OBJECTIVE
Without the pictures, print each of the records below exactly as it appears.

------ TASK INPUTS ------

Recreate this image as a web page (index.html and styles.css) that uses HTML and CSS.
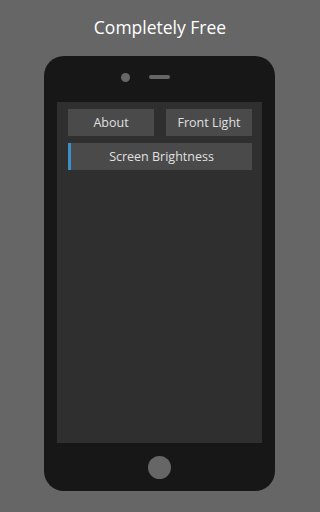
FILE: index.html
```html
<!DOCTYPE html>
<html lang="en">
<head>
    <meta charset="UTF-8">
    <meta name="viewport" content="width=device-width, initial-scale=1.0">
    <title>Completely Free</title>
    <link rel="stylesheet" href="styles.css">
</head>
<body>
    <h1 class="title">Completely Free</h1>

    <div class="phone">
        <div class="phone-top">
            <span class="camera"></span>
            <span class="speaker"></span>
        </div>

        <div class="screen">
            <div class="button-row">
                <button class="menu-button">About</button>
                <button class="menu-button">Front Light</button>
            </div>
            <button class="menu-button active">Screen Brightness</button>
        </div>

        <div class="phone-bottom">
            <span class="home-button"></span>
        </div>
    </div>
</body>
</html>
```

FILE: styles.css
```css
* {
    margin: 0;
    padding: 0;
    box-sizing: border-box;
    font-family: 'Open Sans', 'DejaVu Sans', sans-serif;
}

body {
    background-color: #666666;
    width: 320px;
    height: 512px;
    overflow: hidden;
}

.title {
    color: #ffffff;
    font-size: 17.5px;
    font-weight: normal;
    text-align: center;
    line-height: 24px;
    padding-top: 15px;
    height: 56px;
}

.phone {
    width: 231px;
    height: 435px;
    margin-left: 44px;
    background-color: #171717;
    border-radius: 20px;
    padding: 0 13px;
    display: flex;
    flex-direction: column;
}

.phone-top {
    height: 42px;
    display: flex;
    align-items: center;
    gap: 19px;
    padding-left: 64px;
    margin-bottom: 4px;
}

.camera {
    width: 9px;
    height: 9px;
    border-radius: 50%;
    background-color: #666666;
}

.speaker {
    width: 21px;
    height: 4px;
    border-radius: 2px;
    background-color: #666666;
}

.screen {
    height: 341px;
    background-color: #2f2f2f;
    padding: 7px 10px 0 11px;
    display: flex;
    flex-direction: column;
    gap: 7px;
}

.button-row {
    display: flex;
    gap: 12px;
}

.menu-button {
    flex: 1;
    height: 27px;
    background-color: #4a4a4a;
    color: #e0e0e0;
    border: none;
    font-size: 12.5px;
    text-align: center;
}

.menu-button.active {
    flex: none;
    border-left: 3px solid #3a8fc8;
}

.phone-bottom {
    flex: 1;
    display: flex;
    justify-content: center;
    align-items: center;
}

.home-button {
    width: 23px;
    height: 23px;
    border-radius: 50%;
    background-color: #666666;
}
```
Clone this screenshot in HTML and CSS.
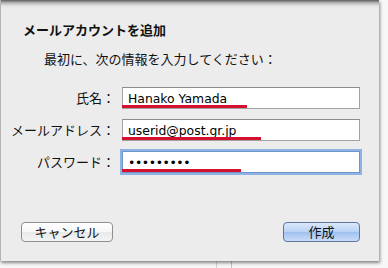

------

EXERCISE OUTPUT
Recreate this image as a web page (index.html and styles.css) that uses HTML and CSS.
FILE: index.html
```html
<!DOCTYPE html>
<html lang="en">
<head>
    <meta charset="UTF-8">
    <meta name="viewport" content="width=device-width, initial-scale=1.0">
    <title>Completely Free</title>
    <link rel="stylesheet" href="styles.css">
</head>
<body>
    <h1 class="title">Completely Free</h1>

    <div class="phone">
        <div class="phone-top">
            <span class="camera"></span>
            <span class="speaker"></span>
        </div>

        <div class="screen">
            <div class="button-row">
                <button class="menu-button">About</button>
                <button class="menu-button">Front Light</button>
            </div>
            <button class="menu-button active">Screen Brightness</button>
        </div>

        <div class="phone-bottom">
            <span class="home-button"></span>
        </div>
    </div>
</body>
</html>
```

FILE: styles.css
```css
* {
    margin: 0;
    padding: 0;
    box-sizing: border-box;
    font-family: 'Open Sans', 'DejaVu Sans', sans-serif;
}

body {
    background-color: #666666;
    width: 320px;
    height: 512px;
    overflow: hidden;
}

.title {
    color: #ffffff;
    font-size: 17.5px;
    font-weight: normal;
    text-align: center;
    line-height: 24px;
    padding-top: 15px;
    height: 56px;
}

.phone {
    width: 231px;
    height: 435px;
    margin-left: 44px;
    background-color: #171717;
    border-radius: 20px;
    padding: 0 13px;
    display: flex;
    flex-direction: column;
}

.phone-top {
    height: 42px;
    display: flex;
    align-items: center;
    gap: 19px;
    padding-left: 64px;
    margin-bottom: 4px;
}

.camera {
    width: 9px;
    height: 9px;
    border-radius: 50%;
    background-color: #666666;
}

.speaker {
    width: 21px;
    height: 4px;
    border-radius: 2px;
    background-color: #666666;
}

.screen {
    height: 341px;
    background-color: #2f2f2f;
    padding: 7px 10px 0 11px;
    display: flex;
    flex-direction: column;
    gap: 7px;
}

.button-row {
    display: flex;
    gap: 12px;
}

.menu-button {
    flex: 1;
    height: 27px;
    background-color: #4a4a4a;
    color: #e0e0e0;
    border: none;
    font-size: 12.5px;
    text-align: center;
}

.menu-button.active {
    flex: none;
    border-left: 3px solid #3a8fc8;
}

.phone-bottom {
    flex: 1;
    display: flex;
    justify-content: center;
    align-items: center;
}

.home-button {
    width: 23px;
    height: 23px;
    border-radius: 50%;
    background-color: #666666;
}
```
Clone this screenshot in HTML and CSS.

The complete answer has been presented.